The Capitol Campus is, at its core, a $90 million folly. Indeed, it violated the most basic commandment of any accountant: Do not burn money.
But to castigate the university endlessly would be pointless. The university has already opened four buildings downtown and raised hundreds of millions of dollars explicitly for this expansion.
Indeed, Georgetown University has long had its sights set on expansion. Thanks to Hilltop enrollment explicitly being capped at 6,675 students, Georgetown has to grow beyond the main campus if it wishes to expand that undergraduate population and increase revenue. Given that many of our peer institutions (University of Southern California, the University of California school system, Johns Hopkins University) have established or are expanding downtown D.C. campuses, it seems inevitable Georgetown, the premier university of the nation’s capital, would follow suit.
Like it or not, we are stuck with the Capitol Campus. The question now is how to stop this $90 million blunder from spiraling into a catastrophe.
As the university refines its vision for the campus, students should establish one non-negotiable principle: Nobody should be forced to relocate to the Capitol Campus in the future. The reason is straightforward. When students enroll at Georgetown, most of them envision studying on the Hilltop. After all, the Hilltop is where Georgetown’s storied history has unfolded. This is where Old North was built in the 18th century and where numerous U.S. presidents have spoken. The Hilltop is home to our student life, from political advocacy organizations to a cappella groups, cultural clubs and — yes — weekend parties. The Hilltop is Georgetown. Possibly relocating students away from it would be unconscionable, if not borderline fraudulent.
Yet, this relocation seems to be the logical outcome of the university’s current plan. To make the Capitol Campus financially viable, the university aims to have 1,000 students there by 2030. Simultaneously, it insists it will not host any “four-year” undergraduates on the new campus. Instead, it is considering a model akin to certain majors (such as public policy) that spend two years on the Hilltop and two years downtown.
But this approach, as many have pointed out, is untenable: How do you persuade students — who have spent their first two years relishing the Hilltop’s social, academic and cultural perks — to abandon that environment for a smaller, less vibrant downtown campus? And even if students are not exactly “forced,” how else could the university fulfill its 1,000-student target without shunting certain majors downtown?
This dilemma is clearly unacceptable. So, what should be done instead?
If Georgetown truly wants 1,000 undergraduates downtown, it should establish entirely new four-year programs at the Capitol Campus, while still allowing those students to take some classes on the Hilltop. There is already some precedent for this. In a recent request to modify its campus plan, the university requested that Capitol Campus students be allowed to take up to two courses on the Hilltop. If granted, this arrangement would permit Capitol Campus undergraduates — whether enrolled through the Capitol Applied Learning Labs (CALL) or in any pilot major (like public policy) — to spend a significant portion of their time at the Hilltop.

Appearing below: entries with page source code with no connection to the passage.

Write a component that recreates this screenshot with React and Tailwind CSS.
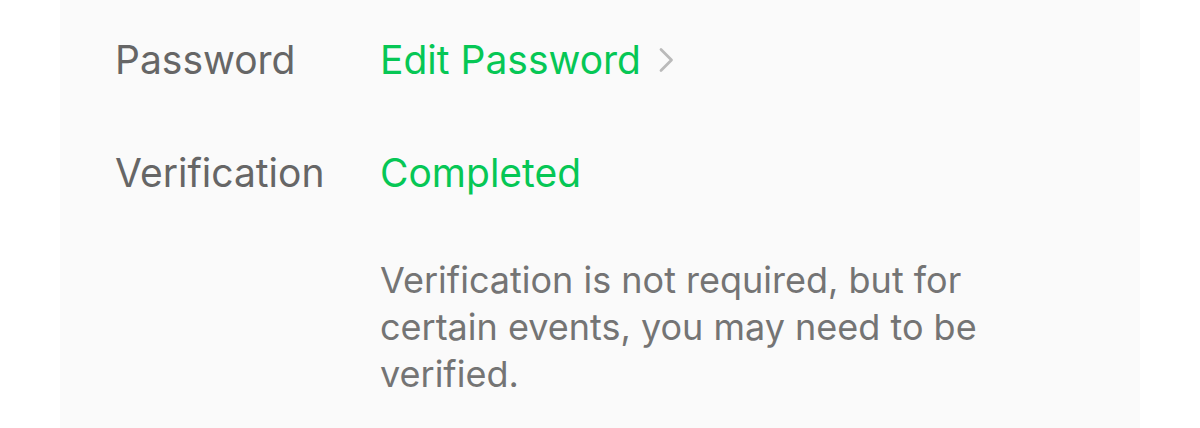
export default function App() {
  return (
    <div className="h-[428px] w-[1200px] bg-white" style={{ fontFamily: "Inter, 'Noto Sans', sans-serif" }}>
      <div className="ml-[60px] flex h-full w-[1080px] flex-col bg-[#fafafa] pl-[55px] pt-[37px]">
        <div className="flex h-[46px] items-center">
          <div className="w-[265px] text-[39px] leading-[46px] text-[#666666]">Password</div>
          <div className="flex items-center text-[39px] leading-[46px] text-[#06c755]">
            Edit Password
            <svg className="ml-[16px] h-[26px] w-[18px]" viewBox="0 0 18 26" fill="none">
              <path d="M4 2.5l10.5 10.5-10.5 10.5" stroke="#bababa" strokeWidth="2.8" strokeLinecap="round" strokeLinejoin="round" />
            </svg>
          </div>
        </div>
        <div className="mt-[67px] flex h-[46px] items-center">
          <div className="w-[265px] text-[39px] leading-[46px] text-[#666666]">Verification</div>
          <div className="text-[39px] leading-[46px] text-[#06c755]">Completed</div>
        </div>
        <p className="ml-[265px] mt-[61px] w-[660px] text-[36px] leading-[47px] text-[#747474]">
          Verification is not required, but for certain events, you may need to be verified.
        </p>
      </div>
    </div>
  );
}
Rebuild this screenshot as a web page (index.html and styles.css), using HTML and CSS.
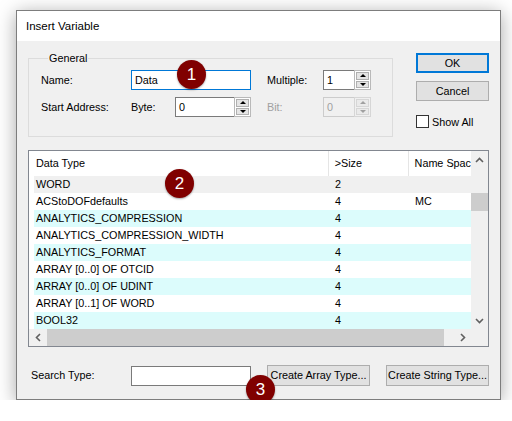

That dual-campus approach could be the key. Students who choose the Capitol Campus from the outset would know exactly what they are signing up for: a downtown-based Georgetown education with ample access to Hilltop offerings. They would be part of a smaller cohort but would still have the chance to integrate with the Hilltop community. Meanwhile, those who come to Georgetown specifically for the Hilltop experience would remain there for all four years, preserving the traditions and student life that define the university’s cultural core.
Above all else, this plan recognizes and respects the Hilltop’s singular identity. If Georgetown must expand — and, at this point, it must — then we should do it in a way that preserves our heritage, honors student expectations and uses the Capitol Campus to build a genuinely new Georgetown experience downtown. We cannot undo the money that has already been spent, but perhaps, by offering four-year programs specifically based at the Capitol Campus, we can avoid a far greater disaster: turning the Hilltop into a fleeting two-year pit stop rather than the iconic Georgetown home students expect.
Saahil Rao is a sophomore in the School of Foreign Service. This is the fourth installment of his column “Institutions and Their Ills.”